Dataset section:
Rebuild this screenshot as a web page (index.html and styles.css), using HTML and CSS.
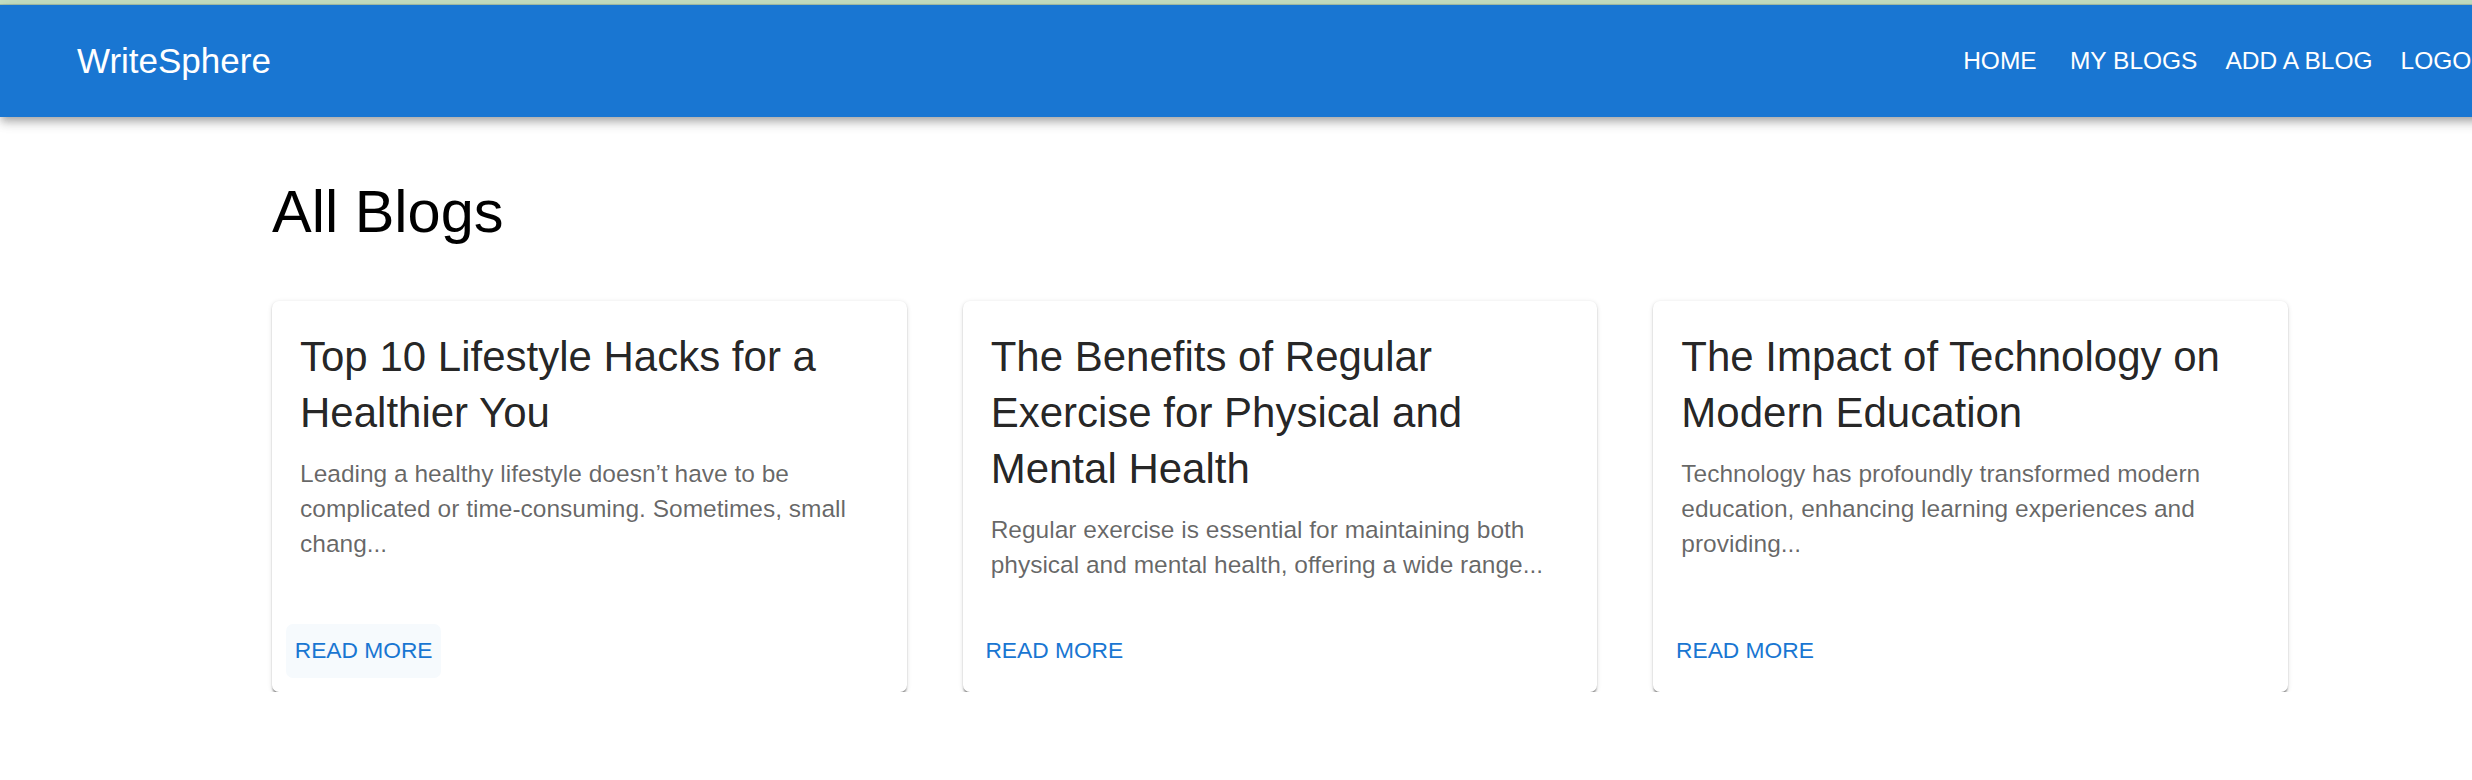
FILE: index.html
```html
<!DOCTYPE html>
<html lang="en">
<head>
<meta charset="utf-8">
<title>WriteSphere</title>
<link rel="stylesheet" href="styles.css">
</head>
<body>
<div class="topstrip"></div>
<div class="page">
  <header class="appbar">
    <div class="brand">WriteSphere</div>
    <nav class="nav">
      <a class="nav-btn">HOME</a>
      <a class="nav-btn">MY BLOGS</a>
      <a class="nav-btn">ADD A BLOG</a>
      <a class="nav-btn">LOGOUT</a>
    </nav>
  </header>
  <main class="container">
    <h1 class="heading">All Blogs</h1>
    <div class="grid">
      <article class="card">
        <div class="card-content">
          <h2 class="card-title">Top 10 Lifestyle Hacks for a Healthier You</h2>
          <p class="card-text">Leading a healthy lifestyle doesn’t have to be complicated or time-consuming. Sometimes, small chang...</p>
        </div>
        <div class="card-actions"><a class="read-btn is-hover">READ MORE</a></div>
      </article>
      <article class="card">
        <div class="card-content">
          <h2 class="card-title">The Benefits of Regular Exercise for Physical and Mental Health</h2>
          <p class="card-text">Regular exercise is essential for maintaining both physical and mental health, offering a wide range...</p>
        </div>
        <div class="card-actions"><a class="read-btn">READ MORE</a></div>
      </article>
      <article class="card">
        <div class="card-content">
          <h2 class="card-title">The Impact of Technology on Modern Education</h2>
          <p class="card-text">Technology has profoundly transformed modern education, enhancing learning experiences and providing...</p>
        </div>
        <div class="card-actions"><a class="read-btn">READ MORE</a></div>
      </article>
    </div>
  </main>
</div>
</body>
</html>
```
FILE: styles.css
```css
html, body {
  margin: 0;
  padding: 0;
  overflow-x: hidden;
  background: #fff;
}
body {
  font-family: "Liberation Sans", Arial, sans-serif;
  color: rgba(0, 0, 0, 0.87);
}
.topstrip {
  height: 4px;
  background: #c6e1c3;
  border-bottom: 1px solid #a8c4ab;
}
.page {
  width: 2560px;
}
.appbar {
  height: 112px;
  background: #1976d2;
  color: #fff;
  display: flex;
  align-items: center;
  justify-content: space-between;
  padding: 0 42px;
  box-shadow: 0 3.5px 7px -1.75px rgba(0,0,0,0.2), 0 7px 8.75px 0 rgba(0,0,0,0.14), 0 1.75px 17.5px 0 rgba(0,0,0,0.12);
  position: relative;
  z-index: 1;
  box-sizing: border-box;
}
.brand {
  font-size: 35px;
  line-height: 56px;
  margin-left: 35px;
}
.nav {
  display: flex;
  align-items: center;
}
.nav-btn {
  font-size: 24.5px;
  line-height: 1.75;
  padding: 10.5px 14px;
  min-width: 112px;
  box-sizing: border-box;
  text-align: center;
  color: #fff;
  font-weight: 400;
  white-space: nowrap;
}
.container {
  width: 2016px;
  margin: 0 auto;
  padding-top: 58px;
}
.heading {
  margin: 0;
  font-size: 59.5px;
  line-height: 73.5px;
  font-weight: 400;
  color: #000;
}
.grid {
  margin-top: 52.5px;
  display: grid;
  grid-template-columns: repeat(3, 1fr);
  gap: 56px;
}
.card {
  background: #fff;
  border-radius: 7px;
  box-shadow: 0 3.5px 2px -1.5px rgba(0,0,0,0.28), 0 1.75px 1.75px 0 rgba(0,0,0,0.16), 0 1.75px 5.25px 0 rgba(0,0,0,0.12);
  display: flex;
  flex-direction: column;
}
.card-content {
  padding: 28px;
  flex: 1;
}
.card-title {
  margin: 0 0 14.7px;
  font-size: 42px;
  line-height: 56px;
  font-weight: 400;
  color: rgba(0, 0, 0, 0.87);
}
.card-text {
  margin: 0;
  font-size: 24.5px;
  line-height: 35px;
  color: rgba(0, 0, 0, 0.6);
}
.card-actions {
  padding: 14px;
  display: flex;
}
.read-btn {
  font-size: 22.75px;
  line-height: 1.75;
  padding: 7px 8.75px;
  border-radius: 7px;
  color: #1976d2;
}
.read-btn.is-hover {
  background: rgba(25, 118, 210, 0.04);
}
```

To do:
List all lines above in which the string "page" appears.

The solution:
Rebuild this screenshot as a web page (index.html and styles.css), using HTML and CSS.
<div class="page">
.page {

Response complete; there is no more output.